Is it possible to just concatenate the predators and prey and use Normal instead of MvNormal as follows?

Thanks

@model function fitlv_test(data, prob)
    # Prior distributions.
    σ ~ InverseGamma(2, 3)
    α ~ truncated(Normal(1.5, 0.5); lower=0.5, upper=2.5)
    β ~ truncated(Normal(1.2, 0.5); lower=0,   upper=2)
    γ ~ truncated(Normal(3.0, 0.5); lower=1,   upper=4)
    δ ~ truncated(Normal(1.0, 0.5); lower=0,   upper=2)

    # Simulate Lotka-Volterra model. 
    p = [α, β, γ, δ]
    predicted = solve(prob, Tsit5(); p=p, saveat=0.1)
    pred = vcat(predicted[1,:],predicted[2,:]);

    # Observations.
    for i in 1:length(pred)
        data[i] ~ Normal(pred[i], σ^2)
    end
    return nothing
end

data_test = vcat(odedata[1,:],odedata[2,:])
model_test = fitlv_test(data_test, prob)

@time chain_test = sample(model_test, NUTS(), MCMCSerial(), 500, 3; progress=true)

Yes, this is equivalent in terms of probability:

julia> using Distributions

julia> logpdf(MvNormal([1 0; 0 1]), [1.0, -2.0])
-4.337877066409345

julia> logpdf(Normal(), 1.0) + logpdf(Normal(), -2)
-4.337877066409345

Depending on how many missing values you have for each species and how they’re arranged, it may make more sense to keep the data and ODE solutions as arrays, and do something like this inside your model:

for i in findall(!ismissing, data)
    data[i] ~ Normal(pred[i], σ)
end

There may be a more efficient vectorized way if you’re using reverse-mode AD, but for five parameters it shouldn’t be an issue and this is a clear way to express what the model is doing.

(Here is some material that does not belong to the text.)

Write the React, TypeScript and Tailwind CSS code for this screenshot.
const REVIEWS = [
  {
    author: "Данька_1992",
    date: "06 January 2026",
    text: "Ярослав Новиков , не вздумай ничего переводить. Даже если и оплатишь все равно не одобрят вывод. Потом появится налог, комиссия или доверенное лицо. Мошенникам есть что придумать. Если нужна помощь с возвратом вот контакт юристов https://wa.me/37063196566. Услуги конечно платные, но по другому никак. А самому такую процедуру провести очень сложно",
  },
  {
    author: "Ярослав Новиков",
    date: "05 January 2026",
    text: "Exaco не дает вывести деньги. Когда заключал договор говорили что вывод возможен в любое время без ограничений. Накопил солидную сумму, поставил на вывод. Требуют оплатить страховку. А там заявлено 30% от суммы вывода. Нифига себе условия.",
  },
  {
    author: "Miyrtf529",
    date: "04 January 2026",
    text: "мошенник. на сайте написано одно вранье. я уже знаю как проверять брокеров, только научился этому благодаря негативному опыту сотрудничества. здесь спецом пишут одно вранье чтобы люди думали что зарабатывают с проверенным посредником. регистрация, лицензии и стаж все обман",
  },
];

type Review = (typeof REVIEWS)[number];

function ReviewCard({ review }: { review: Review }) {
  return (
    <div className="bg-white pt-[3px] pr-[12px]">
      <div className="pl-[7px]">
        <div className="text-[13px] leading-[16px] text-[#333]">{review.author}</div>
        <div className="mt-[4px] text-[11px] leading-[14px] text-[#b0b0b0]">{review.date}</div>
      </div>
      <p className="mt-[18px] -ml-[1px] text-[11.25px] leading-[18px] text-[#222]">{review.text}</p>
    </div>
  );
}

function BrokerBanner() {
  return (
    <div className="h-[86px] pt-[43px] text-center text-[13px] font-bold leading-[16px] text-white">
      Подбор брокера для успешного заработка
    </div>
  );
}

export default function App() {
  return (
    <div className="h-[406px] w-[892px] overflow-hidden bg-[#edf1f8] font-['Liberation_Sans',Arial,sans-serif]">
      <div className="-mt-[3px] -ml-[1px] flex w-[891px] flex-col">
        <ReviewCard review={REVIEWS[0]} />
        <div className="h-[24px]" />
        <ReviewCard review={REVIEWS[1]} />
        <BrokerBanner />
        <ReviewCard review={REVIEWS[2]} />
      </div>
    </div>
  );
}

Amazing, thanks a lot @ElOceanografo.

Another related question: imagine you want different σ for your two variables, how Turing is estimating the “global” likelihood of your problem if you have separate distributions like as follows?
Thanks a lot.

for i in findall(!ismissing, data)
    data_prey[i] ~ Normal(pred_prey[i], σ_prey^2)
    data_predators[i] ~ Normal(pred_predators[i], σ_predators^2)
end

The global likelihood is just the product of all the individual conditional likelihoods in the model (though it’s actually calculated as a sum of log-likelihoods). That’s what Turing is doing inside the @model macro: each tilde statement value ~ SomeDistribution basically gets translated to logpdf(SomeDistribution, value), and they’re all added up to get the total log-likelihood (or, if we’re including the priors, the unnormalized log-posterior).

If you have different observation errors for the predator and prey, it just means the model will weigh the goodness-of-fit to the predator and prey time series differently. If those observation errors are themselves parameters in the model, it will try to fit them as well–the log-likelihood will be highest when they are correct, which is easy to check for yourself:

julia> using Distributions, Random

julia> Random.seed!(1)

julia> x = rand(Normal(0.0, 1.0), 100);

julia> loglikelihood(Normal(0.0, 0.5), x) # too low
-216.49103411053034

julia> loglikelihood(Normal(0.0, 1.0), x) # just right
-140.37182803198166

julia> loglikelihood(Normal(0.0, 1.5), x) # too high
-153.98613066973462

Finally, I just noticed you’ve been writing Normal(pred[i], σ^2), which should be Normal(pred[i], σ), since Julia’s normal distribution is parameterized in terms of the standard deviation, not the variance. The model will still run that way, but you may get confused interpreting the results.

1 Like

@ElOceanografo, thanks a lot for these useful remarks.

regarding the following comment:

Yes it was a mistake, I have been confused because when using the MvNormal distribution, it is setup using variance (for the covariance matrix) while when using a Normal distribution it set up using the σ.